Marnie started playing around the city, just her and her iPod as a backing band. She handed out her demos to promoters and record labels she adored but was reluctant about the whole process.
“My music was so weird and it didn’t make much sense,” she remembers. “I played to nobody for years. Thinking back it was awful. I was stuck in this purgatory world, but I was getting better at writing music.”
Then, came her lucky moment. After ten years of playing to nobody, Kill Rock Stars responded to her demo tape and wanted to put out her record. Even though they were weary about her age—like the world of sports, female solo artists are as good as dead at thirty—they went for it. “After a decade of shit it was all so amazing.
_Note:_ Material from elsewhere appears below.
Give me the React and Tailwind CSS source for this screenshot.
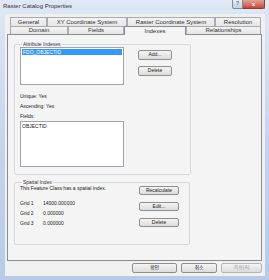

I was so sure that I would just be writing songs in my bedroom forever, for no one.”
After three successful records, a whirlwind of unexpected but well-earned media attention and countless tours, Marnie is in now back in purgatory. Struggling to write her fourth album, possibly cutting ties from Kill Rock Stars and switching over to new management, she is in limbo.
“I’m getting muddled into that fucked up world where I feel like I should be making money off [music] to live and that really ruins creativity,” Marnie tells me. “But I can’t help it. What am I supposed to do? Eat ramen? Forever?”
Marnie’s press attention seems grandiose compared to the actuality of her income and record sales. Oddly enough, she’s vocal about it. While most artists wouldn’t dare admitting their troubles to the press, Marnie spills her heart as though we have been friends for years. Having lived her life as the underdog whether it was as the poor girl at a rich school or the only girl playing math rock or the only math-rock nerd left standing in a musical landscape of lo-fi garage bands, Marnie isn’t afraid of her position. She’s refreshing and honest, even if she thinks she is flailing.
“The way the music business is now…well, there are just so many bands,” she exasperates. “No one is critical. It’s all about having as much music as possible. Nobody listens to anything for more than 30 seconds.” For someone that can spend up to “five fucking hours” perfecting one simple guitar riff, this change in the musical landscape is frustrating. Bands Marnie once looked up to and adored like Hella (whose drummer now plays with her), Ponytail and Battles aren’t on the forefront of the scene. A new crew has taken over. “I don’t hear any [new music] that gets me excited,” she complains. “That is the worst part. I like that healthy sense of competition. It’s what I thrive from and it’s gone.”
Beyond her frustration is a mature musician who is still toiling with ideas. Even though today feels like everything is bad tomorrow she will be on a plane to Los Angeles to embark on a full US tour. She’ll return home to old New York, wait a week and then be back on the road except this time in Europe. Her original demo tapes she sent to Kill Rock Stars in 2006 will be released and then, Pitchfork will write about how great they are. Things will look up.
“I never want to become that bitter musician who is pissed but there is a part of me that is just like, Motherfucker! Put some effort into it!” She says. “I want to hear effort. You can tell when something has been slapped together in five minutes.”
Marnie sighs and let’s out an “Oh God” so nasal and drawn-out she sounds like Fran Drescher. “I’m very comfortable in the underdog position,” she sheepishly admits. “I don’t know how to be anything else.”